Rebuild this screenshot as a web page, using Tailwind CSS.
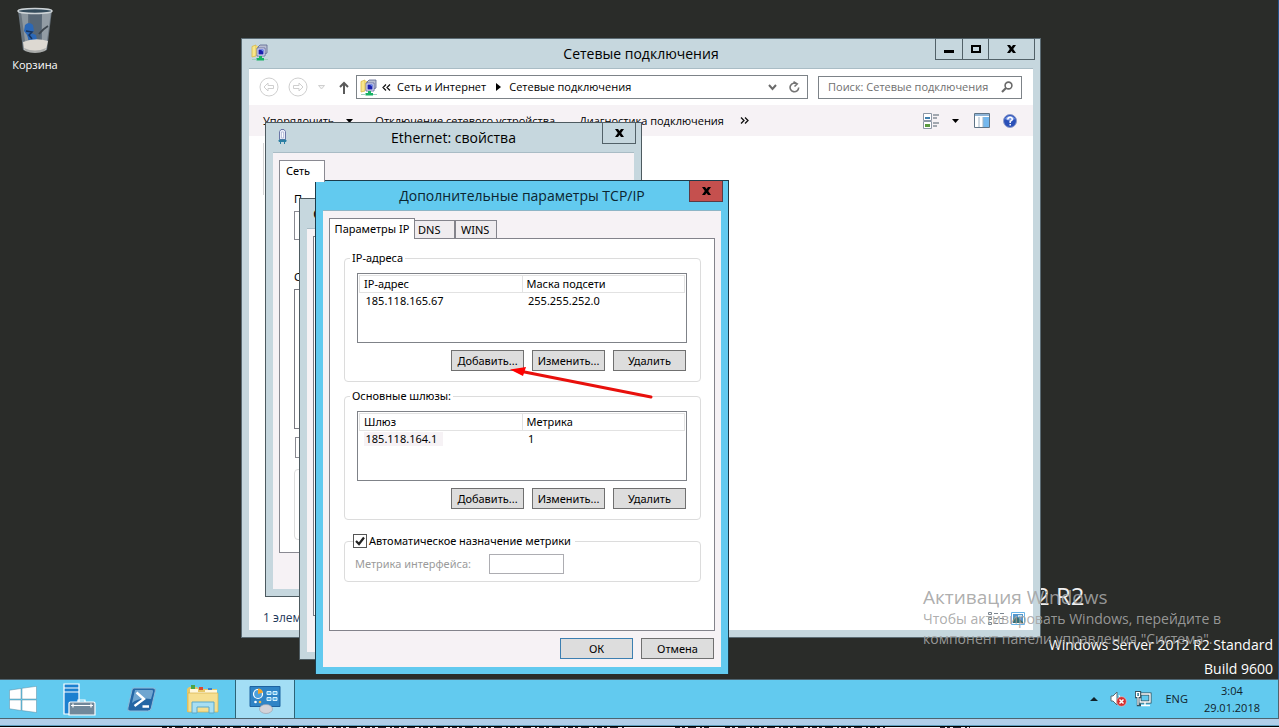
<!DOCTYPE html>
<html lang="ru">
<head>
<meta charset="utf-8">
<title>Сетевые подключения</title>
<script src="https://cdn.jsdelivr.net/npm/@tailwindcss/browser@4"></script>
</head>
<body class="h-screen overflow-hidden flex flex-col bg-[#2a2c29] font-['Open_Sans','Noto_Sans',sans-serif] text-[11px] leading-4 text-black cursor-default">

<svg class="hidden">
  <defs>
    <symbol id="net" viewBox="0 0 17 17">
      <path d="M1 2.500 5 1v11l-4 1z" fill="#f7e78c" stroke="#d9b945" stroke-width=".8"/>
      <path d="M5 2h3v9H5z" fill="#f3dc6c"/>
      <path d="M9 1h7v8l-2 1H7V3z" fill="#b9bfd0" stroke="#5c6590" stroke-width=".8"/>
      <path d="M6 4h8v8H6z" fill="#eef1fb" stroke="#5861a0" stroke-width=".8"/>
      <path d="M7.500 5.500h5v5h-5z" fill="#1a1fae"/>
      <path d="M9.500 5.500h3v2.500z" fill="#6b8df0"/>
      <path d="M8 12h3v2h2v2.500H5.500V14H8z" fill="#17b264"/>
      <path d="M1 15.500h4.500M13 15.500h4" stroke="#9fd0c0"/>
    </symbol>
    <symbol id="cross" viewBox="0 0 9 8">
      <path d="M0 0h3l1.500 2L6 0h3L6.200 4 9 8H6L4.500 6 3 8H0l2.800-4z" fill="currentColor"/>
    </symbol>
  </defs>
</svg>

<main class="relative flex-1 border-r border-[#24548c]">

  <!-- Desktop shortcut -->
  <a href="#" class="absolute left-0 top-1 w-[70px] flex flex-col items-center text-white">
    <svg class="w-[40px] h-[52px]" viewBox="0 0 40 52">
      <path d="M3 6 8 46q12 5 24 0l5-40z" fill="#69757f"/>
      <path d="M6 8l5 36h5L14 8z" fill="#b8c1c8" opacity=".45"/>
      <path d="M27 8l-2 36h6l5-36z" fill="#c5ccd2" opacity=".45"/>
      <path d="M13 10h14v26H13z" fill="#50606f" opacity=".7"/>
      <path d="M10 21q4-4 8 0l1 6-3 2 5 2 1 5-8 1-2-6-3-4z" fill="#2b68b7"/>
      <path d="M11 27l6 1-3 3 3 4" stroke="#17345e" stroke-width="1.500" fill="none"/>
      <path d="M24 30q4-5 9-8" stroke="#3d464e" stroke-width="2" fill="none"/>
      <path d="M8 38q12-5 25-1l-2 9q-10 4-22 0z" fill="#ddd9d2"/>
      <path d="M9 44q11 5 22 0l-1 3q-10 4-20 0z" fill="#a9aba9"/>
      <ellipse cx="20" cy="7" rx="17" ry="2.500" fill="#334a5a" stroke="#cdd3d6" stroke-width="1.500"/>
    </svg>
    <span class="mt-px">Корзина</span>
  </a>

  <p class="absolute left-[1036px] top-[580px] text-[24px] leading-8 text-[#f0f0f0]">2 R2</p>
  <p class="absolute right-[5px] top-[633px] text-right text-[14px] leading-6 text-white">Windows Server 2012 R2 Standard<br>Build 9600</p>

  <!-- Network connections window -->
  <section class="absolute left-[241px] top-[38px] w-[800px] h-[600px] border border-[#5b6b73] bg-[#c6d7de] px-[7px] pb-[7px] flex flex-col">
    <header class="relative h-[29px] shrink-0 flex items-center justify-center">
      <svg class="absolute left-[2px] top-[5px] w-[17px] h-[17px]"><use href="#net"/></svg>
      <h1 class="text-[14px] leading-5">Сетевые подключения</h1>
      <div class="absolute right-[-2px] top-[-1px] flex h-[22px] border border-[#526168]">
        <button aria-label="Свернуть" class="w-[27px] flex items-center justify-center border-r border-[#526168]"><span class="w-[10px] h-[3px] bg-black mt-1"></span></button>
        <button aria-label="Развернуть" class="w-[26px] flex items-center justify-center border-r border-[#526168]"><span class="w-[10px] h-[8px] border-2 border-black"></span></button>
        <button aria-label="Закрыть" class="w-[45px] flex items-center justify-center"><svg class="w-[9px] h-[8px]"><use href="#cross"/></svg></button>
      </div>
    </header>
    <div class="flex-1 bg-white border-t border-[#a9bcc5] flex flex-col">
      <nav class="flex items-center h-[36px] pl-[10px] pr-[11px] shrink-0">
        <button aria-label="Назад" class="w-[20px]"><svg class="w-[20px] h-[20px]" viewBox="0 0 20 20" fill="none" stroke="#cfcfcf"><circle cx="10" cy="10" r="9"/><path d="M5 10l4-4v2.500h5.500v3H9V14z"/></svg></button>
        <button aria-label="Вперёд" class="ml-[9px] w-[20px]"><svg class="w-[20px] h-[20px]" viewBox="0 0 20 20" fill="none" stroke="#cfcfcf"><circle cx="10" cy="10" r="9"/><path d="M15 10l-4-4v2.500H5.500v3H11V14z"/></svg></button>
        <svg class="ml-[10px] w-[7px] h-[5px]" viewBox="0 0 7 5"><path d="M.5.500h6l-3 3.500z" fill="#f4f4f4" stroke="#cfcfcf"/></svg>
        <button aria-label="Вверх" class="ml-[14px] w-[10px]"><svg class="w-[10px] h-[13px]" viewBox="0 0 10 13" fill="none" stroke="#5a5a5a" stroke-width="2"><path d="M5 13V2M1 6l4-4 4 4"/></svg></button>
        <div class="ml-[7px] flex-1 h-[24px] border border-[#7d8388] flex items-center pl-[3px] pr-[7px]">
          <svg class="w-[17px] h-[17px]"><use href="#net"/></svg>
          <svg class="ml-[5px] w-[9px] h-[7px]" viewBox="0 0 9 7" fill="none" stroke="#111" stroke-width="1.200"><path d="M4 .5l-3 3 3 3M8 .5l-3 3 3 3"/></svg>
          <a href="#" class="ml-[6px]">Сеть и Интернет</a>
          <svg class="ml-[10px] w-[5px] h-[8px]" viewBox="0 0 5 8"><path d="M0 0l5 4-5 4z"/></svg>
          <a href="#" class="ml-[8px]">Сетевые подключения</a>
          <svg class="ml-auto w-[9px] h-[7px]" viewBox="0 0 9 7" fill="none" stroke="#6a6a6a" stroke-width="2"><path d="M1 1l3.500 4L8 1"/></svg>
          <svg class="ml-[12px] w-[11px] h-[12px]" viewBox="0 0 11 12" fill="none" stroke="#757575" stroke-width="1.600"><path d="M8 3A4.300 4.300 0 1 0 9.700 6.500M4.500 0.800 8.200 3 5.500 5.500"/></svg>
        </div>
        <label class="ml-[10px] w-[204px] h-[23px] border border-[#7d8388] flex items-center pl-[9px] pr-[8px]">
          <input aria-label="Поиск" placeholder="Поиск: Сетевые подключения" class="min-w-0 flex-1 placeholder:text-[#6f6f6f] outline-none">
          <svg class="w-[12px] h-[12px]" viewBox="0 0 12 12" fill="none" stroke="#6a6a6a" stroke-width="1.600"><circle cx="7.500" cy="4.500" r="3.400"/><path d="M5 7 1 11" stroke-width="2.200"/></svg>
        </label>
      </nav>
      <div class="h-[31px] shrink-0 bg-[#f6f2f5] flex items-center pl-[14px] pr-[16px]">
        <button class="flex items-center gap-[12px]">Упорядочить <svg class="w-[7px] h-[4px]" viewBox="0 0 7 4"><path d="M0 0h7L3.500 4z"/></svg></button>
        <button class="ml-[22px]">Отключение сетевого устройства</button>
        <button class="ml-[24px]">Диагностика подключения</button>
        <button aria-label="Ещё" class="ml-[16px]"><svg class="w-[9px] h-[7px]" viewBox="0 0 9 7" fill="none" stroke="#111" stroke-width="1.300"><path d="M1 .5l3 3-3 3M5 .5l3 3-3 3"/></svg></button>
        <button aria-label="Вид" class="ml-auto flex items-center gap-[13px]">
          <svg class="w-[16px] h-[16px]" viewBox="0 0 16 16"><path d="M.5.500h8v7h-8zM.5 8.500h8v7h-8z" fill="#fff" stroke="#8c97a5"/><path d="M2 4h5v2H2z" fill="#3f7fae"/><path d="M2 11h5v3H2z" fill="#5a9a3f"/><path d="M10 2h6M10 5h4M10 10h6M10 13h4" stroke="#4f5f6b"/></svg>
          <svg class="w-[7px] h-[4px]" viewBox="0 0 7 4"><path d="M0 0h7L3.500 4z"/></svg>
        </button>
        <button aria-label="Область просмотра" class="ml-[15px]"><svg class="w-[16px] h-[15px]" viewBox="0 0 16 15"><path d="M.5.500h15v14H.500z" fill="#fff" stroke="#5f7487"/><path d="M1 1h14v2H1z" fill="#8fb4d6"/><path d="M9 4h6v10H9z" fill="#74b8ee"/><path d="M5 4v10M9 4v10" stroke="#9fb4c6"/></svg></button>
        <button aria-label="Справка" class="ml-[13px]"><svg class="w-[14px] h-[14px]" viewBox="0 0 14 14"><circle cx="7" cy="7" r="6.500" fill="#2a50b8" stroke="#8d9ccb"/><path d="M2 5a5.500 5 0 0 1 10 0q-5 3-10 0z" fill="#7c9be6"/><path d="M4.800 5.500Q5 3.300 7.100 3.300T9.300 5.200Q9.300 6.300 7.200 7.300V9M7.200 10v1.500" fill="none" stroke="#fff" stroke-width="1.500"/></svg></button>
      </div>
      <div class="flex-1 pt-[7px] pl-[14px]"><div class="w-[60px] h-[52px] border-l border-[#d5d5d5]"></div></div>
      <footer class="h-[24px] flex items-center pl-[14px] pr-[8px] text-[12px] text-[#1e395b]">
        <span>1 элем</span>
        <svg class="ml-auto w-[16px] h-[13px]" viewBox="0 0 16 13" fill="none" stroke="#7c8791"><path d="M.5.500h3v2h-3zM.5 5.500h3v2h-3zM.5 10.500h3v2h-3zM6 1.500h4M12 1.500h4M6 6.500h4M12 6.500h4M6 11.500h4M12 11.500h4"/></svg>
        <svg class="ml-[7px] w-[14px] h-[13px]" viewBox="0 0 14 13"><path d="M.5.500h13v12H.500z" fill="#fff" stroke="#68b4e8"/><path d="M2 2h10v9H2z" fill="#5597cc"/><path d="M2 7l4-2 6 5v1H2z" fill="#356f74"/><path d="M7 3h4v2H7z" fill="#c5e4f6"/></svg>
      </footer>
    </div>
  </section>

  <!-- Ethernet properties -->
  <section class="absolute left-[265px] top-[122px] w-[377px] h-[475px] border border-[#4d5a60] bg-[#c6d7de] px-[7px] pb-[7px] flex flex-col">
    <header class="relative h-[29px] shrink-0 flex items-center justify-center">
      <svg class="absolute left-[5px] top-[5px] w-[9px] h-[17px]" viewBox="0 0 9 17"><path d="M1.500 3.500 3 1.500h3l1.500 2v8h-6z" fill="#e9ecf8" stroke="#6b76a6"/><path d="M3.500 4v6h2V4z" fill="#fff" stroke="#98a3c8" stroke-width=".6"/><path d="M1 12h7v1.500H1zM2.500 13v3M6.500 13v3" fill="#2b7fa3" stroke="#2b7fa3"/></svg>
      <h2 class="text-[14px] leading-5">Ethernet: свойства</h2>
      <button aria-label="Закрыть" class="absolute right-[-2px] top-[-1px] w-[34px] h-[22px] border border-[#526168] flex items-center justify-center"><svg class="w-[9px] h-[8px]"><use href="#cross"/></svg></button>
    </header>
    <div class="flex-1 bg-[#f6f2f5] border-t border-[#a9bcc5] px-[6px] pt-[7px] pb-[36px] flex flex-col font-['Noto_Sans',sans-serif]">
      <button class="relative z-10 w-[46px] h-[22px] -mb-px pl-[6px] pb-[2px] text-left bg-white border border-b-0 border-[#8a8a92]">Сеть</button>
      <div class="flex-1 border border-[#8a8a92] bg-white pl-[14px] pt-[9px]">
        <p>П</p>
        <div class="mt-[4px] w-[60px] h-[29px] border border-[#8a8a92]"></div>
        <p class="mt-[29px]">С</p>
        <div class="mt-[4px] w-[60px] h-[140px] border border-[#7a7a82]"></div>
        <div class="ml-px mt-[8px] w-[60px] h-[21px] border border-[#8a8a92]"></div>
        <div class="mt-[11px] w-[60px] h-[71px] border border-[#dcdcdc] rounded"></div>
      </div>
    </div>
  </section>

  <!-- Protocol properties, mostly behind the dialog -->
  <section class="absolute left-[299px] top-[198px] w-[400px] h-[462px] border border-[#4d5a60] bg-[#c6d7de] px-[7px] pb-[7px] flex flex-col">
    <header class="h-[29px] pl-[6px] pt-[4px] text-[15px] leading-5">С</header>
    <div class="flex-1 bg-[#f6f2f5] border-t border-[#a9bcc5] pt-[7px] px-[6px] pb-[36px] flex"><div class="flex-1 border border-[#7a7a82] bg-white"></div></div>
  </section>

  <!-- Advanced TCP/IP settings -->
  <section class="absolute left-[315px] top-[180px] w-[414px] h-[494px] border border-b-0 border-[#1c3b4a] bg-[#62caef] px-[7px] pb-[7px] flex flex-col">
    <header class="relative h-[29px] shrink-0 flex items-center justify-center">
      <h2 class="text-[14px] leading-5 text-[#0b2530]">Дополнительные параметры TCP/IP</h2>
      <button aria-label="Закрыть" class="absolute right-[-2px] top-0 w-[34px] h-[21px] bg-[#c5504e] border border-t-0 border-[#5c3a44] flex items-center justify-center"><svg class="w-[9px] h-[8px]"><use href="#cross"/></svg></button>
    </header>
    <form class="flex-1 bg-[#f6f2f5] border-t border-[#8db5c6] px-[6px] pt-[7px] pb-[8px] flex flex-col font-['Noto_Sans',sans-serif] leading-[14px]">
      <div class="relative z-10 flex items-end h-[21px] -mb-px">
        <button type="button" class="w-[86px] h-[21px] bg-white border border-b-0 border-[#83838b]">Параметры IP</button>
        <button type="button" class="w-[40px] h-[19px] bg-[#efecef] border border-l-0 border-[#83838b] text-left pl-[3px]">DNS</button>
        <button type="button" class="w-[42px] h-[19px] bg-[#efecef] border border-[#83838b] text-left pl-[5px]">WINS</button>
      </div>
      <div class="flex-1 bg-white border border-[#83838b] pl-[14px] pr-[13px] pt-[12px]">
        <fieldset class="border border-[#dcdcdc] rounded pl-[12px] pr-[13px] pt-2 pb-[10px]">
          <legend class="-ml-[7px] px-[2px]">IP-адреса</legend>
          <div class="h-[70px] border border-[#7f8288] p-px">
            <table class="w-full table-fixed">
              <thead><tr class="h-[17px] text-left"><th class="font-normal border border-[#e2e2e2] pl-[4px] py-0">IP-адрес</th><th class="font-normal border border-[#e2e2e2] pl-[4px] py-0">Маска подсети</th></tr></thead>
              <tbody><tr class="h-[17px]"><td class="pl-[6px] py-0">185.118.165.67</td><td class="pl-[6px] py-0">255.255.252.0</td></tr></tbody>
            </table>
          </div>
          <div class="mt-[7px] mr-px flex justify-end gap-2">
            <button type="button" class="w-[73px] h-[21px] bg-[#dddddd] border border-[#707070]">Добавить...</button>
            <button type="button" class="w-[73px] h-[21px] bg-[#dddddd] border border-[#707070]">Изменить...</button>
            <button type="button" class="w-[73px] h-[21px] bg-[#dddddd] border border-[#707070]">Удалить</button>
          </div>
        </fieldset>
        <fieldset class="mt-[7px] border border-[#dcdcdc] rounded pl-[12px] pr-[13px] pt-2 pb-[10px]">
          <legend class="-ml-[7px] px-[2px]">Основные шлюзы:</legend>
          <div class="h-[70px] border border-[#7f8288] p-px">
            <table class="w-full table-fixed">
              <thead><tr class="h-[17px] text-left"><th class="font-normal border border-[#e2e2e2] pl-[4px] py-0">Шлюз</th><th class="font-normal border border-[#e2e2e2] pl-[4px] py-0">Метрика</th></tr></thead>
              <tbody><tr class="h-[17px]"><td class="pl-[4px] py-0"><span class="inline-block bg-[#f6f2f5] pl-[2px] pr-[6px]">185.118.164.1</span></td><td class="pl-[6px] py-0">1</td></tr></tbody>
            </table>
          </div>
          <div class="mt-[7px] mr-px flex justify-end gap-2">
            <button type="button" class="w-[73px] h-[21px] bg-[#dddddd] border border-[#707070]">Добавить...</button>
            <button type="button" class="w-[73px] h-[21px] bg-[#dddddd] border border-[#707070]">Изменить...</button>
            <button type="button" class="w-[73px] h-[21px] bg-[#dddddd] border border-[#707070]">Удалить</button>
          </div>
        </fieldset>
        <fieldset class="mt-[14px] border border-[#dcdcdc] rounded pl-[10px] pt-[6px] pb-[7px]">
          <legend class="-ml-[2px] pr-[4px]">
            <label class="flex items-center gap-[2px]">
              <span class="relative grid size-[14px]">
                <input type="checkbox" checked class="peer appearance-none size-[14px] border border-[#555] bg-white">
                <svg class="absolute left-[2px] top-[2px] w-[10px] h-[10px] hidden peer-checked:block pointer-events-none" viewBox="0 0 10 10" fill="none" stroke="#222" stroke-width="2.200"><path d="M1 5l3 3 5-6.500"/></svg>
              </span>
              Автоматическое назначение метрики
            </label>
          </legend>
          <div class="flex items-center">
            <label for="metric" class="w-[134px] text-[#9b9b9b]">Метрика интерфейса:</label>
            <input id="metric" disabled class="w-[75px] h-[20px] border border-[#adadb2] bg-white px-1">
          </div>
        </fieldset>
      </div>
      <div class="mt-[7px] mr-px flex justify-end gap-2">
        <button type="button" class="w-[73px] h-[21px] bg-[#dddddd] border border-[#3c7fb1]">ОК</button>
        <button type="button" class="w-[73px] h-[21px] bg-[#dddddd] border border-[#707070]">Отмена</button>
      </div>
    </form>
  </section>

  <!-- Pointer arrow -->
  <svg class="absolute left-[510px] top-[364px] w-[144px] h-[36px] pointer-events-none" viewBox="0 0 144 36"><path d="M12 7.500 141 33" stroke="#e8100c" stroke-width="3" stroke-linecap="round"/><path d="M0 5.500 16 3l-3 9z" fill="#f00"/></svg>

  <!-- Activation notice -->
  <div class="absolute left-[923px] top-[585px] w-[320px] text-[#a4a4a4]/90 pointer-events-none">
    <p class="text-[19px] leading-6">Активация Windows</p>
    <p class="text-[14px] leading-5">Чтобы активировать Windows, перейдите в компонент панели управления "Система".</p>
  </div>
</main>

<!-- Taskbar -->
<footer class="h-[40px] shrink-0 bg-[#62caef] border-y border-r border-[#4d6470] flex items-stretch">
  <button aria-label="Пуск" class="w-[46px] flex items-center justify-center"><svg class="w-[28px] h-[27px]" viewBox="0 0 28 27" fill="#fff" stroke="#5b8ca3" stroke-width=".5"><path d="M.5 4.200 12 2.500V13H.500zM13 2.300 27.500.300V13H13zM.5 14H12v10.500L.500 22.800zM13 14h14.500v12.500L13 24.600z"/></svg></button>
  <button aria-label="Диспетчер серверов" class="w-[66px] flex items-center justify-center"><svg class="w-[33px] h-[33px]" viewBox="0 0 33 33" stroke="#fff" stroke-width="1.200"><path d="M1 1h15v30H1z" fill="#1b80d0"/><path d="M1 5h15M1 9h15" /><path d="M15 20v-3h7v3" fill="none"/><path d="M6 20.500q0-1.500 1.500-1.500h23q1.500 0 1.500 1.500V32H6z" fill="#71889a"/><path d="M8 22.500h22M10 20.500v4M28 20.500v4" fill="none"/></svg></button>
  <button aria-label="PowerShell" class="w-[59px] flex items-center justify-center"><svg class="w-[30px] h-[25px]" viewBox="0 0 30 25"><path d="M7 1h19q3 0 2.300 3l-4 17q-.6 3-3.600 3H3Q0 24 .9 21L5 3q.4-2 2-2z" fill="#2466a5" stroke="#8fb9d8"/><path d="M8 3h17q1.500 0 1 2l-2 7Q12 10 5 16z" fill="#6fa5d0"/><path d="M9.500 5.500 17 12 7.500 19M15.500 19.500h6.500" stroke="#fff" stroke-width="2.400" fill="none"/></svg></button>
  <button aria-label="Проводник" class="w-[64px] flex items-center justify-center"><svg class="w-[34px] h-[30px]" viewBox="0 0 34 30"><path d="M3 3h8l2 2h18v23H1V5z" fill="#e7c767"/><path d="M5 1h4v4H5z" fill="#49a548"/><path d="M13 3h4v3h-4z" fill="#d94a32"/><path d="M22 4h4v3h-4z" fill="#3d82cc"/><path d="M4 5h8v3h7V6h12v4H4z" fill="#fff7dc"/><path d="M2 9h30v19H2z" fill="#f6df91" stroke="#d6b24f" stroke-width=".7"/><path d="M6 29V18h22v11h-5v-6H11v6z" fill="#a8dff3" stroke="#5aa9cb"/></svg></button>
  <button aria-label="Сетевые подключения" class="w-[60px] flex items-center justify-center bg-[#a3def5] border-x border-[#2d6377]"><svg class="w-[32px] h-[29px]" viewBox="0 0 32 29"><path d="M1 1.500h30v20H1z" fill="#2f84c6" stroke="#1d62a0"/><circle cx="9" cy="9" r="4.500" fill="#4da0dc" stroke="#fff" stroke-width="1.200"/><path d="M9 9V3.500a5.500 5.500 0 0 1 5 4z" fill="#f2a42c"/><path d="M18 6.500h4v3h-4zM24 6.500h4v3h-4zM18 12.500h4v3h-4zM24 12.500h4v3h-4z" fill="#5cb4e8" stroke="#d5f0fc"/><circle cx="6.500" cy="17" r="1.300" fill="#fff"/><circle cx="11" cy="17" r="1.300" fill="#f5b942"/><ellipse cx="17" cy="24" rx="6.500" ry="4.500" fill="#d3d3d9" stroke="#9a9aa5" stroke-width=".6"/></svg></button>
  <div class="ml-auto flex items-center text-[#10222b]">
    <button aria-label="Скрытые значки"><svg class="w-[8px] h-[4px]" viewBox="0 0 8 4"><path d="M4 0l4 4H0z" fill="#10222b"/></svg></button>
    <svg class="ml-[12px] w-[17px] h-[16px]" viewBox="0 0 17 16"><path d="M1 5h2l4-4v13l-4-4H1z" fill="#fff" stroke="#5a6a72"/><path d="M9 4q2 3 0 6" fill="none" stroke="#fff"/><circle cx="11.500" cy="10.500" r="4.800" fill="#d32f2f" stroke="#f6c4c4" stroke-width=".6"/><path d="M9.500 8.500l4 4M13.500 8.500l-4 4" stroke="#fff" stroke-width="1.500"/></svg>
    <svg class="ml-[8px] w-[17px] h-[16px]" viewBox="0 0 17 16" fill="none"><path d="M5 3h10v8H5z" stroke="#35505c" stroke-width="3"/><path d="M5 3h10v8H5zM10 11v3M6 14.500h9" stroke="#fff" stroke-width="1.400"/><path d="M1 1h4v5H1zM3 6v8h3" stroke="#35505c" stroke-width="2.400"/><path d="M1.500 1.500h3v4h-3zM3 6v8" stroke="#fff" stroke-width="1.200"/></svg>
    <span class="ml-[13px]">ENG</span>
    <p class="ml-[16px] mr-[18px] text-center leading-[17px]">3:04<br>29.01.2018</p>
  </div>
</footer>
<div class="h-[7px] shrink-0 bg-[#b0cee9] border-b border-[#5e9fc0]"></div>
<div class="h-px shrink-0 bg-black"></div>
<svg class="h-px w-full shrink-0 bg-[#f4eef6]" viewBox="0 0 1279 1" preserveAspectRatio="none"><path d="M162 .5H625M675 .5H710M725 .5H885M940 .5H970" stroke="#2a2634" stroke-dasharray="5 2 3 3 8 4 2 2"/></svg>
</body>
</html>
※ ※ ※
**AIM**
Reproduce the material above from its first line through the line containing "overflow-hidden flex flex-col", both ends included, and skip every picture.

**RESULT FOR THIS TASK**
Rebuild this screenshot as a web page, using Tailwind CSS.
<!DOCTYPE html>
<html lang="ru">
<head>
<meta charset="utf-8">
<title>Сетевые подключения</title>
<script src="https://cdn.jsdelivr.net/npm/@tailwindcss/browser@4"></script>
</head>
<body class="h-screen overflow-hidden flex flex-col bg-[#2a2c29] font-['Open_Sans','Noto_Sans',sans-serif] text-[11px] leading-4 text-black cursor-default">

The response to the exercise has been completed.